Le tribunal a évalué à juste titre le préjudice subi par les emprunteurs au montant total du capital emprunté, soit la somme de 34 900 euros. Les emprunteurs n’ayant payé qu’une seule échéance de 387,46 euros, le tribunal à juste titre les a dispensés de payer le reliquat du capital emprunté et condamné la société BNP Personal Finance à leur restituer l’échéance prélevée le 15 mars 2016.
Le jugement sera donc confirmé sur ce point.
Sur l’appel en garantie de la société Ecorenove :
Le tribunal a débouté la sarl BNP Paribas Personal Finance de sa demande tendant à la condamnation de la SAS Ecorenove à garantir l’emprunteur du remboursement du prêt au visa de l’article L 312-56 lequel dispose que si la résolution judiciaire du contrat principal survient du fait du vendeur. En effet, le premier juge a considéré que la faute personnelle du prêteur faisait obstacle à la recevabilité de sa demande de garantie formée contre le fournisseur.
La société BNP Paribas Personal Finance sollicite la fixation de sa créance au passif de la société Ecorenove à hauteur de la somme de 34 900 euros.
Le liquidateur de la société Ecorenove n’ayant pas constitué avocat ne s’est pas prononcé sur les mérites de cet appel en garantie.
La cour relève que cet appel en garantie est fondé sur l’article L312-56 du code de la consommation.

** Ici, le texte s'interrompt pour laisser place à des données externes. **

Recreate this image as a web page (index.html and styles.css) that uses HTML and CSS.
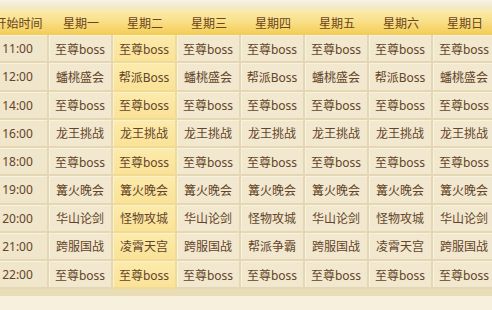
FILE: index.html
```html
<!DOCTYPE html>
<html lang="zh">
<head>
<meta charset="utf-8">
<title>活动时间表</title>
<link rel="stylesheet" href="styles.css">
</head>
<body>
<div class="screen">
  <div class="topbar"></div>
  <div class="table">
    <div class="hd">开始时间</div><div class="hd">星期一</div><div class="hd">星期二</div><div class="hd">星期三</div><div class="hd">星期四</div><div class="hd">星期五</div><div class="hd">星期六</div><div class="hd">星期日</div>

    <div class="c tm">11:00</div><div class="c">至尊boss</div><div class="c t">至尊boss</div><div class="c">至尊boss</div><div class="c">至尊boss</div><div class="c">至尊boss</div><div class="c">至尊boss</div><div class="c">至尊boss</div>

    <div class="c tm">12:00</div><div class="c">蟠桃盛会</div><div class="c t">帮派Boss</div><div class="c">蟠桃盛会</div><div class="c">帮派Boss</div><div class="c">蟠桃盛会</div><div class="c">帮派Boss</div><div class="c">蟠桃盛会</div>

    <div class="c tm">14:00</div><div class="c">至尊boss</div><div class="c t">至尊boss</div><div class="c">至尊boss</div><div class="c">至尊boss</div><div class="c">至尊boss</div><div class="c">至尊boss</div><div class="c">至尊boss</div>

    <div class="c tm">16:00</div><div class="c">龙王挑战</div><div class="c t">龙王挑战</div><div class="c">龙王挑战</div><div class="c">龙王挑战</div><div class="c">龙王挑战</div><div class="c">龙王挑战</div><div class="c">龙王挑战</div>

    <div class="c tm">18:00</div><div class="c">至尊boss</div><div class="c t">至尊boss</div><div class="c">至尊boss</div><div class="c">至尊boss</div><div class="c">至尊boss</div><div class="c">至尊boss</div><div class="c">至尊boss</div>

    <div class="c tm">19:00</div><div class="c">篝火晚会</div><div class="c t">篝火晚会</div><div class="c">篝火晚会</div><div class="c">篝火晚会</div><div class="c">篝火晚会</div><div class="c">篝火晚会</div><div class="c">篝火晚会</div>

    <div class="c tm">20:00</div><div class="c">华山论剑</div><div class="c t">怪物攻城</div><div class="c">华山论剑</div><div class="c">怪物攻城</div><div class="c">华山论剑</div><div class="c">怪物攻城</div><div class="c">华山论剑</div>

    <div class="c tm">21:00</div><div class="c">跨服国战</div><div class="c t">凌霄天宫</div><div class="c">跨服国战</div><div class="c">帮派争霸</div><div class="c">跨服国战</div><div class="c">凌霄天宫</div><div class="c">跨服国战</div>

    <div class="c tm">22:00</div><div class="c">至尊boss</div><div class="c t">至尊boss</div><div class="c">至尊boss</div><div class="c">至尊boss</div><div class="c">至尊boss</div><div class="c">至尊boss</div><div class="c">至尊boss</div>
  </div>
  <div class="foot"></div>
</div>
</body>
</html>
```
FILE: styles.css
```css
html, body {
  margin: 0;
  padding: 0;
  background: #f6efda;
}
.screen {
  width: 492px;
  height: 310px;
  overflow: hidden;
  display: flex;
  flex-direction: column;
  background: #f7f0dc;
  font-family: "Noto Sans", "Noto Sans CJK SC", sans-serif;
  font-size: 12px;
  color: #644428;
}
.topbar {
  height: 9px;
  flex: none;
  background: linear-gradient(#f8f2e0, #f1e6c6);
}
.table {
  flex: none;
  margin-left: -12px;
  display: grid;
  grid-template-columns: 61px repeat(7, 64px);
  grid-template-rows: 26px;
  grid-auto-rows: 28.25px;
}
.hd {
  display: flex;
  align-items: center;
  justify-content: center;
  white-space: nowrap;
  padding-top: 2px;
  background: linear-gradient(#fbecb0 0%, #f9e08a 45%, #f3cc55 100%);
  color: #6a4520;
}
.c {
  display: flex;
  align-items: center;
  justify-content: center;
  white-space: nowrap;
  background: #f1e8cf;
  border-right: 2px solid #e4d7b2;
  border-bottom: 2px solid #e4d7b2;
  box-shadow: inset 1px 1px 0 #f8f2df;
  padding-top: 1px;
}
.c.tm {
  background: #f0e6cb;
}
.c.t {
  background: linear-gradient(#fcebad, #fae297);
  border-right-color: #efdb96;
  border-bottom-color: #f0db94;
  box-shadow: inset 1px 1px 0 #fdf1c6;
}
.foot {
  flex: none;
  height: 7px;
  background: #e9ddb8;
}
```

En cas de défaillance du vendeur dans l’exécution de ses obligations ayant entraîné la résolution du contrat de vente, la protection du consommateur prévue par cette disposition du code de la consommation permet à l’emprunteur de se faire garantir par le vendeur du remboursement du capital prêté auquel il est tenu.
Cette disposition est étrangère à la relation contractuelle entre les époux [V], la société Ecorenove et la société BNP Paribas Personal Finance . Comme il a été jugé supra et conclu par le prêteur lui-même, le bon de commande du 4 novembre 2014 et le crédit affecté qui en est l’accessoire ne sont pas soumis aux dispositions protectrices du code de la consommation.

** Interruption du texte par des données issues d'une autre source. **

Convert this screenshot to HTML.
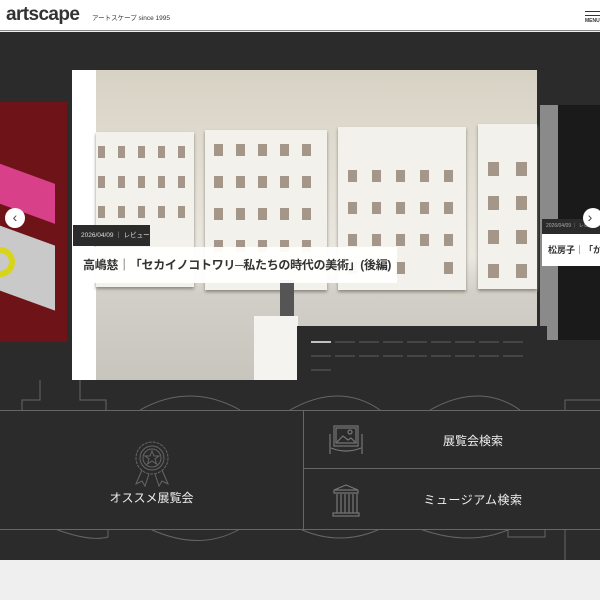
<!DOCTYPE html>
<html><head><meta charset="utf-8"><style>
*{margin:0;padding:0;box-sizing:border-box}
body{width:600px;height:600px;overflow:hidden;background:#efefef;font-family:"Liberation Sans","Noto Sans CJK JP",sans-serif;position:relative}
.hdr{position:absolute;left:0;top:0;width:600px;height:31px;background:#fff;border-bottom:1px solid #888}
.logo{position:absolute;left:6px;top:4px;font-size:19px;font-weight:bold;color:#333;letter-spacing:-.6px}
.sub{position:absolute;left:92px;top:12px;font-size:6.5px;color:#333;white-space:nowrap}
.menu{position:absolute;left:585px;top:11px;width:15px}
.menu i{display:block;height:1px;background:#333;margin-bottom:3px}
.menu span{display:block;font-size:5px;font-weight:bold;color:#333;line-height:5px}
.dark{position:absolute;left:0;top:32px;width:600px;height:528px;background:#2b2b2b;overflow:hidden}
.abs{position:absolute}
.frame{position:absolute;background:#f3f1ec;box-shadow:0 2px 3px #8a877f}
</style></head><body>
<div class="hdr"><div class="logo">artscape</div><div class="sub">アートスケープ since 1995</div>
<div class="menu"><i></i><i></i><span>MENU</span></div></div>
<div class="dark">
<svg class="abs" style="left:0;top:0" width="600" height="528">
<g fill="none" stroke="#666" stroke-width="1">
<path d="M40 348 V368 H22 V378 M80 348 V368 H106 V378"/>
<path d="M140 378 Q190 350 240 378 M290 378 Q340 350 380 378 M430 378 Q480 350 520 378"/>
<path d="M565 378 V368 H600"/>
<path d="M55 497 Q90 510 108 505 V497 M150 497 Q200 520 240 497 M300 497 Q340 515 380 497 M420 497 Q470 515 510 497 M508 497 V505 H545 V497 M565 497 V528"/>
</g></svg>
<div class="abs" style="left:0;top:70px;width:67px;height:240px;background:#6e1418"></div>
<div class="abs" style="left:-10px;top:140px;width:65px;height:40px;background:#d9408a;transform:skewY(20deg)"></div>
<div class="abs" style="left:-20px;top:200px;width:75px;height:65px;background:#c9c9c9;transform:skewY(20deg)"></div>
<div class="abs" style="left:-15px;top:215px;width:30px;height:30px;border-radius:50%;border:6px solid #d8d41a"></div>
<div class="abs" style="left:540px;top:73px;width:60px;height:235px;background:#1a1a1a"></div>
<div class="abs" style="left:540px;top:73px;width:18px;height:235px;background:#8a8a8a"></div>
<div class="abs" style="left:72px;top:38px;width:25px;height:310px;background:#fff"></div>
<div class="abs" style="left:96px;top:38px;width:441px;height:310px;background:linear-gradient(#d8d2c4 0%,#e0dbd0 25%,#ebe8e1 60%,#d2cfc8 72%,#c8c5bd 100%)"></div>
<div class="frame" style="left:96px;top:100px;width:98px;height:155px"></div>
<div class="frame" style="left:205px;top:98px;width:122px;height:160px"></div>
<div class="frame" style="left:338px;top:95px;width:128px;height:163px"></div>
<div class="frame" style="left:478px;top:92px;width:59px;height:165px"></div>
<svg class="abs" style="left:96px;top:100px" width="441" height="160">
<g fill="#8a7a6a" opacity=".75">
<rect x="2" y="14" width="7" height="12"/><rect x="22" y="14" width="7" height="12"/><rect x="42" y="14" width="7" height="12"/><rect x="62" y="14" width="7" height="12"/><rect x="82" y="14" width="7" height="12"/>
<rect x="2" y="44" width="7" height="12"/><rect x="22" y="44" width="7" height="12"/><rect x="42" y="44" width="7" height="12"/><rect x="62" y="44" width="7" height="12"/><rect x="82" y="44" width="7" height="12"/>
<rect x="2" y="74" width="7" height="12"/><rect x="22" y="74" width="7" height="12"/><rect x="42" y="74" width="7" height="12"/><rect x="62" y="74" width="7" height="12"/><rect x="82" y="74" width="7" height="12"/>
<rect x="118" y="12" width="9" height="12"/><rect x="140" y="12" width="9" height="12"/><rect x="162" y="12" width="9" height="12"/><rect x="184" y="12" width="9" height="12"/><rect x="206" y="12" width="9" height="12"/>
<rect x="118" y="44" width="9" height="12"/><rect x="140" y="44" width="9" height="12"/><rect x="162" y="44" width="9" height="12"/><rect x="184" y="44" width="9" height="12"/><rect x="206" y="44" width="9" height="12"/>
<rect x="118" y="76" width="9" height="12"/><rect x="140" y="76" width="9" height="12"/><rect x="162" y="76" width="9" height="12"/><rect x="184" y="76" width="9" height="12"/><rect x="206" y="76" width="9" height="12"/>
<rect x="118" y="108" width="9" height="12"/><rect x="140" y="108" width="9" height="12"/><rect x="162" y="108" width="9" height="12"/><rect x="184" y="108" width="9" height="12"/><rect x="206" y="108" width="9" height="12"/>
<rect x="252" y="38" width="9" height="12"/><rect x="276" y="38" width="9" height="12"/><rect x="300" y="38" width="9" height="12"/><rect x="324" y="38" width="9" height="12"/><rect x="348" y="38" width="9" height="12"/>
<rect x="252" y="70" width="9" height="12"/><rect x="276" y="70" width="9" height="12"/><rect x="300" y="70" width="9" height="12"/><rect x="324" y="70" width="9" height="12"/><rect x="348" y="70" width="9" height="12"/>
<rect x="252" y="102" width="9" height="12"/><rect x="276" y="102" width="9" height="12"/><rect x="300" y="102" width="9" height="12"/><rect x="324" y="102" width="9" height="12"/><rect x="348" y="102" width="9" height="12"/>
<rect x="252" y="130" width="9" height="12"/><rect x="300" y="130" width="9" height="12"/><rect x="348" y="130" width="9" height="12"/>
<rect x="392" y="30" width="11" height="14"/><rect x="420" y="30" width="11" height="14"/>
<rect x="392" y="64" width="11" height="14"/><rect x="420" y="64" width="11" height="14"/>
<rect x="392" y="98" width="11" height="14"/><rect x="420" y="98" width="11" height="14"/>
<rect x="392" y="132" width="11" height="14"/><rect x="420" y="132" width="11" height="14"/>
</g></svg>
<div class="abs" style="left:280px;top:248px;width:14px;height:40px;background:#555"></div>
<div class="abs" style="left:254px;top:284px;width:44px;height:64px;background:#f4f3f0"></div>
<div class="abs" style="left:297px;top:294px;width:250px;height:54px;background:#2b2b2b"></div>
<svg class="abs" style="left:297px;top:294px" width="250" height="54">
<g stroke="#555" stroke-width="1.2"><path d="M14 16h20M38 16h20M62 16h20M86 16h20M110 16h20M134 16h20M158 16h20M182 16h20M206 16h20M14 30h20M38 30h20M62 30h20M86 30h20M110 30h20M134 30h20M158 30h20M182 30h20M206 30h20M14 44h20"/></g>
<path d="M14 16h20" stroke="#eee" stroke-width="1.5"/></svg>
<div class="abs" style="left:73px;top:193px;width:77px;height:21px;background:#2b2b2b;color:#ddd;font-size:6.5px;line-height:21px;padding-left:8px;white-space:nowrap">2026/04/09 ｜ レビュー</div>
<div class="abs" style="left:73px;top:215px;width:324px;height:36px;background:rgba(255,255,255,.95);color:#333;font-size:12px;font-weight:bold;line-height:36px;padding-left:10px;white-space:nowrap;letter-spacing:-.3px">高嶋慈｜「セカイノコトワリ─私たちの時代の美術」(後編)</div>
<div class="abs" style="left:542px;top:187px;width:58px;height:15px;background:#2b2b2b;color:#aaa;font-size:5px;line-height:15px;padding-left:4px;white-space:nowrap">2026/04/09 ｜ レビュー</div>
<div class="abs" style="left:542px;top:202px;width:58px;height:32px;background:#fff;color:#333;font-size:9px;font-weight:bold;line-height:32px;padding-left:6px;white-space:nowrap;overflow:hidden">松房子｜「か</div>
<div class="abs" style="left:5px;top:176px;width:20px;height:20px;border-radius:50%;background:#fff;color:#444;font-size:14px;line-height:19px;text-align:center">‹</div>
<div class="abs" style="left:583px;top:176px;width:20px;height:20px;border-radius:50%;background:#fff;color:#444;font-size:14px;line-height:19px;text-align:center;padding-right:6px">›</div>
<div class="abs" style="left:0;top:378px;width:600px;height:120px;background:#2b2b2b;border-top:1px solid #666;border-bottom:1px solid #666"></div>
<div class="abs" style="left:303px;top:378px;width:1px;height:120px;background:#666"></div>
<div class="abs" style="left:303px;top:436px;width:297px;height:1px;background:#666"></div>
<svg class="abs" style="left:130px;top:400px" width="44" height="70"><g fill="none" stroke="#666" stroke-width="1">
<circle cx="22" cy="26" r="16" stroke-dasharray="3 1"/><circle cx="22" cy="26" r="12"/><circle cx="22" cy="26" r="9"/>
<path d="M22 19l2 5h5l-4 3 1.5 5-4.5-3-4.5 3 1.5-5-4-3h5z"/><path d="M12 38l-6 14 6-3 3 5 4-12M32 38l6 14-6-3-3 5-4-12"/></g></svg>
<div class="abs" style="left:0;top:457px;width:303px;text-align:center;color:#eee;font-size:12px">オススメ展覧会</div>
<svg class="abs" style="left:328px;top:392px" width="36" height="32"><g fill="none" stroke="#777" stroke-width="1.2">
<rect x="6" y="2" width="24" height="20"/><rect x="8" y="4" width="20" height="15"/><path d="M9 18l6-6 5 4 3-2 4 4"/><circle cx="22" cy="8" r="2"/>
<path d="M2 10v20M34 10v20M3 24q15 6 30 0"/></g></svg>
<div class="abs" style="left:303px;top:400px;width:340px;text-align:center;color:#eee;font-size:12px">展覧会検索</div>
<svg class="abs" style="left:331px;top:451px" width="30" height="34"><g fill="none" stroke="#777" stroke-width="1.2">
<path d="M3 7l12-5 12 5zM3 7v3h24V7"/><path d="M6 11v19M10 11v19M14 11v19M18 11v19M22 11v19M26 11v19"/><rect x="2" y="30" width="26" height="3"/></g></svg>
<div class="abs" style="left:303px;top:459px;width:340px;text-align:center;color:#eee;font-size:12px;letter-spacing:.5px">ミュージアム検索</div>
</div>
</body></html>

Les premiers juges ont donc à raison débouté la société BNP paribas Personal Finance de sa demande de garantie dirigée contre la société Ecorenove.
Sur l’article 700 du code de procédure civile :
Il est équitable de condamner la société BNP Paribas Personal Finance à payer à [D] [V] la somme de 1500 euros sur le fondement de l’article 700 du code de procédure civile.
PAR CES MOTIFS,
LA COUR :
Infirme le jugement partiellement en ce qu’il a constaté qu’aucun contrat écrit n’avait été formalisé entre la société Ecorenove et les époux [V] et en ce qu’il a prononcé la nullité du contrat principal et la nullité subséquente du contrat de crédit affecté pour non-respect des dispositions du code de la consommation,
Statuant à nouveau sur ces points,
Juge que les époux [V] et la société Ecorenove ont signé un bon de commande écrit le 4 novembre 2014,
Juge que les dispositions du code de la consommation ne sont pas applicables au bon de commande du 4 novembre 2014,
Prononce la résolution pour inexécution du contrat principal et celle subséquente du contrat de crédit affecté,
Confirme pour le surplus le jugement entrepris,
Y ajoutant,
Autorise [D] [V], à défaut d’enlèvement du matériel par le liquidateur de la société Ecorenove dans le délai de trois mois suivant la signification du présent arrêt, à porter lesdits matériels dans un centre de tri,
Condamne la société BNP Paribas Personal Finance à payer à [D] [V] la somme de 1500 euros sur le fondement de l’article 700 du code de procédure civile,
La condamne aux dépens.
Arrêt signé par la présidente et par la greffière.